Copy out the entries in full and with complete accuracy; pictures are excluded.

▶ [Items]
>> start
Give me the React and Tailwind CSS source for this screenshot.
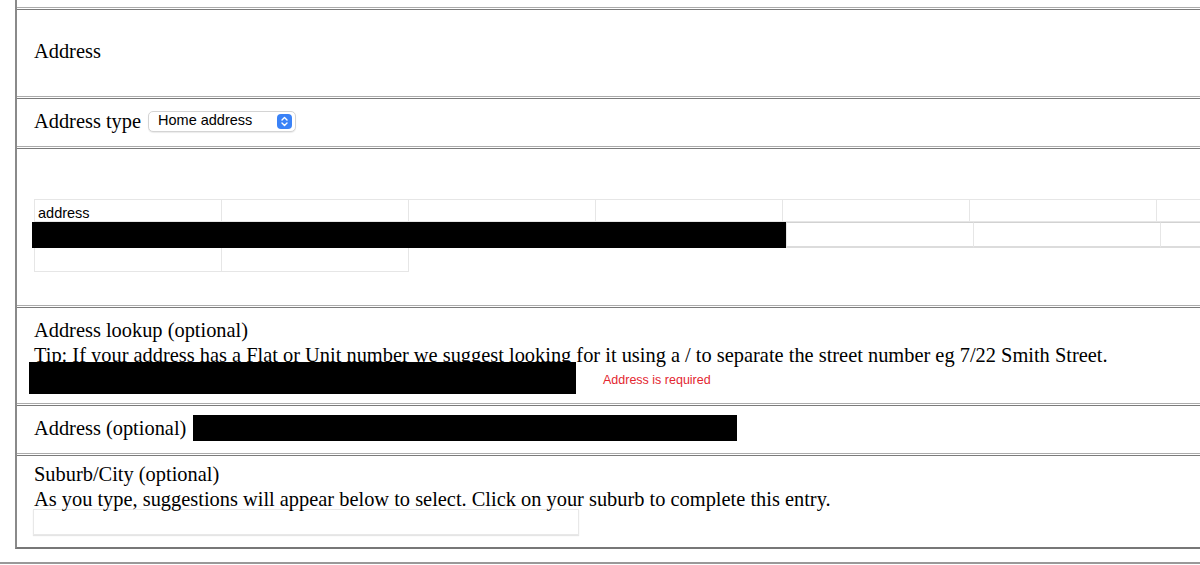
import React from "react";

function Row({ className, children }) {
  return (
    <div className="border-t border-[#ababab] pt-px">
      <div className={`border-t border-[#7b7b7b] pl-[17px] ${className}`}>
        {children}
      </div>
    </div>
  );
}

function Cell({ className = "", children }) {
  return (
    <div
      className={`w-[188px] shrink-0 border border-[#e6e6e6] -ml-px first:ml-0 ${className}`}
    >
      {children}
    </div>
  );
}

function SelectArrows() {
  return (
    <div className="w-[15px] h-[15px] rounded-[4px] bg-[#3a82f7] flex items-center justify-center">
      <svg width="9" height="11" viewBox="0 0 9 11" fill="none">
        <path
          d="M2 4 L4.5 1.5 L7 4 M2 7 L4.5 9.5 L7 7"
          stroke="white"
          strokeWidth="1.4"
          strokeLinecap="round"
          strokeLinejoin="round"
        />
      </svg>
    </div>
  );
}

export default function App() {
  return (
    <div className="w-[1200px] h-[565px] overflow-hidden bg-white text-black font-['Liberation_Serif','Times_New_Roman',serif] text-[20.4px]">
      <div className="ml-[15px] border-l-2 border-[#8a8a8a] pt-[7px] border-b-2 border-b-[#777]">
        {/* Address heading */}
        <Row className="h-[87px] flex items-center pb-[4px]">
          <span>Address</span>
        </Row>

        {/* Address type */}
        <Row className="h-[48px] flex items-center pb-[3px]">
          <span>Address type</span>
          <div className="ml-[7px] w-[148px] h-[21px] rounded-[5px] border border-[#d4d4d4] shadow-[0_1px_1px_rgba(0,0,0,0.08)] bg-white flex items-center justify-between pl-[9px] pr-[3px] font-['Liberation_Sans',Arial,sans-serif] text-[14.5px]">
            <span>Home address</span>
            <SelectArrows />
          </div>
        </Row>

        {/* address grid */}
        <Row className="h-[157px] pt-[50px] pl-[16px] font-['Liberation_Sans',Arial,sans-serif] text-[14.5px] overflow-hidden">
          <div className="flex h-[23px]">
            <Cell className="pl-[3px] leading-[26px]">address</Cell>
            <Cell />
            <Cell />
            <Cell />
            <Cell />
            <Cell />
            <Cell />
          </div>
          <div className="flex h-[26px]">
            <div className="w-[755px] shrink-0 -ml-[2px] bg-black" />
            <Cell className="border-t-[#d2d2d2] border-b-2 border-b-[#dcdcdc]" />
            <Cell className="border-t-[#d2d2d2] border-b-2 border-b-[#dcdcdc]" />
            <Cell className="border-t-[#d2d2d2] border-b-2 border-b-[#dcdcdc]" />
          </div>
          <div className="flex h-[24px]">
            <Cell className="border-t-0" />
            <Cell className="border-t-0" />
          </div>
        </Row>

        {/* Address lookup */}
        <Row className="h-[96px] pt-[10px]">
          <div className="leading-[25px]">Address lookup (optional)</div>
          <div className="h-[19px] leading-[24px] whitespace-nowrap">
            Tip: If your address has a Flat or Unit number we suggest looking
            for it using a / to separate the street number eg 7/22 Smith Street.
          </div>
          <div className="flex items-center">
            <div className="-ml-[5px] w-[547px] h-[32px] bg-black" />
            <span className="ml-[27px] pt-[5px] font-['Liberation_Sans',Arial,sans-serif] text-[12.5px] text-[#e3262f]">
              Address is required
            </span>
          </div>
        </Row>

        {/* Address optional */}
        <Row className="h-[48px] flex items-center pb-[3px]">
          <span>Address (optional)</span>
          <div className="ml-[7px] w-[544px] h-[26px] bg-black" />
        </Row>

        {/* Suburb */}
        <Row className="h-[92px] pt-[6px]">
          <div className="leading-[25px]">Suburb/City (optional)</div>
          <div className="h-[22px] leading-[25px] whitespace-nowrap">
            As you type, suggestions will appear below to select. Click on your
            suburb to complete this entry.
          </div>
          <div className="-ml-px w-[546px] h-[26px] border border-[#e8e8e8] shadow-[0_1px_1px_rgba(0,0,0,0.1)] bg-white" />
        </Row>
      </div>
      <div className="mt-[13px] border-t-2 border-[#999]" />
    </div>
  );
}
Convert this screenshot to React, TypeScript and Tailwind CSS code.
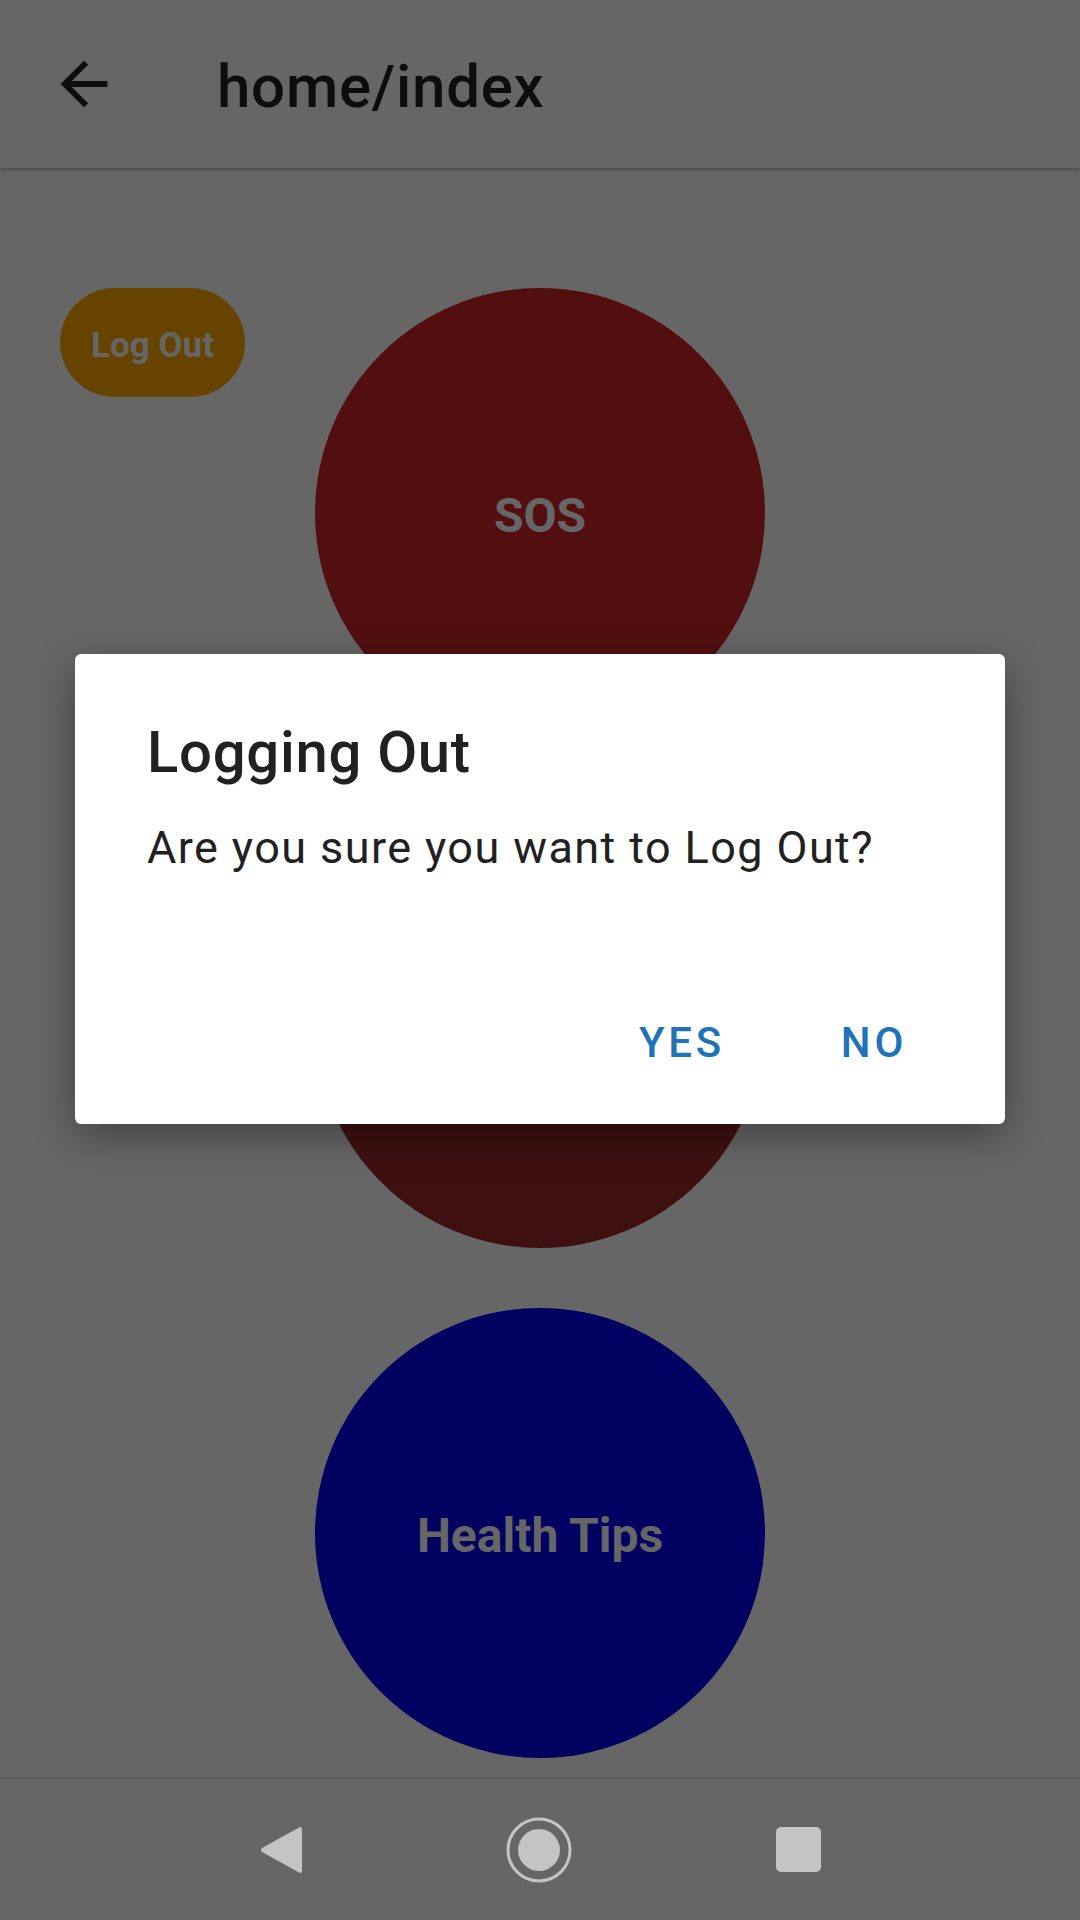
>> end
▶ [Written solution]
Give me the React and Tailwind CSS source for this screenshot.
import React from "react";

function Row({ className, children }) {
  return (
    <div className="border-t border-[#ababab] pt-px">
      <div className={`border-t border-[#7b7b7b] pl-[17px] ${className}`}>
        {children}
      </div>
    </div>
  );
}

function Cell({ className = "", children }) {
  return (
    <div
      className={`w-[188px] shrink-0 border border-[#e6e6e6] -ml-px first:ml-0 ${className}`}
    >
      {children}
    </div>
  );
}

function SelectArrows() {
  return (
    <div className="w-[15px] h-[15px] rounded-[4px] bg-[#3a82f7] flex items-center justify-center">
      <svg width="9" height="11" viewBox="0 0 9 11" fill="none">
        <path
          d="M2 4 L4.5 1.5 L7 4 M2 7 L4.5 9.5 L7 7"
          stroke="white"
          strokeWidth="1.4"
          strokeLinecap="round"
          strokeLinejoin="round"
        />
      </svg>
    </div>
  );
}

export default function App() {
  return (
    <div className="w-[1200px] h-[565px] overflow-hidden bg-white text-black font-['Liberation_Serif','Times_New_Roman',serif] text-[20.4px]">
      <div className="ml-[15px] border-l-2 border-[#8a8a8a] pt-[7px] border-b-2 border-b-[#777]">
        {/* Address heading */}
        <Row className="h-[87px] flex items-center pb-[4px]">
          <span>Address</span>
        </Row>

        {/* Address type */}
        <Row className="h-[48px] flex items-center pb-[3px]">
          <span>Address type</span>
          <div className="ml-[7px] w-[148px] h-[21px] rounded-[5px] border border-[#d4d4d4] shadow-[0_1px_1px_rgba(0,0,0,0.08)] bg-white flex items-center justify-between pl-[9px] pr-[3px] font-['Liberation_Sans',Arial,sans-serif] text-[14.5px]">
            <span>Home address</span>
            <SelectArrows />
          </div>
        </Row>

        {/* address grid */}
        <Row className="h-[157px] pt-[50px] pl-[16px] font-['Liberation_Sans',Arial,sans-serif] text-[14.5px] overflow-hidden">
          <div className="flex h-[23px]">
            <Cell className="pl-[3px] leading-[26px]">address</Cell>
            <Cell />
            <Cell />
            <Cell />
            <Cell />
            <Cell />
            <Cell />
          </div>
          <div className="flex h-[26px]">
            <div className="w-[755px] shrink-0 -ml-[2px] bg-black" />
            <Cell className="border-t-[#d2d2d2] border-b-2 border-b-[#dcdcdc]" />
            <Cell className="border-t-[#d2d2d2] border-b-2 border-b-[#dcdcdc]" />
            <Cell className="border-t-[#d2d2d2] border-b-2 border-b-[#dcdcdc]" />
          </div>
          <div className="flex h-[24px]">
            <Cell className="border-t-0" />
            <Cell className="border-t-0" />
          </div>
        </Row>

        {/* Address lookup */}
        <Row className="h-[96px] pt-[10px]">
          <div className="leading-[25px]">Address lookup (optional)</div>
          <div className="h-[19px] leading-[24px] whitespace-nowrap">
            Tip: If your address has a Flat or Unit number we suggest looking
            for it using a / to separate the street number eg 7/22 Smith Street.
          </div>
          <div className="flex items-center">
            <div className="-ml-[5px] w-[547px] h-[32px] bg-black" />
            <span className="ml-[27px] pt-[5px] font-['Liberation_Sans',Arial,sans-serif] text-[12.5px] text-[#e3262f]">
              Address is required
            </span>
          </div>
        </Row>

        {/* Address optional */}
        <Row className="h-[48px] flex items-center pb-[3px]">
          <span>Address (optional)</span>
          <div className="ml-[7px] w-[544px] h-[26px] bg-black" />
        </Row>

        {/* Suburb */}
        <Row className="h-[92px] pt-[6px]">
          <div className="leading-[25px]">Suburb/City (optional)</div>
          <div className="h-[22px] leading-[25px] whitespace-nowrap">
            As you type, suggestions will appear below to select. Click on your
            suburb to complete this entry.
          </div>
          <div className="-ml-px w-[546px] h-[26px] border border-[#e8e8e8] shadow-[0_1px_1px_rgba(0,0,0,0.1)] bg-white" />
        </Row>
      </div>
      <div className="mt-[13px] border-t-2 border-[#999]" />
    </div>
  );
}
Convert this screenshot to React, TypeScript and Tailwind CSS code.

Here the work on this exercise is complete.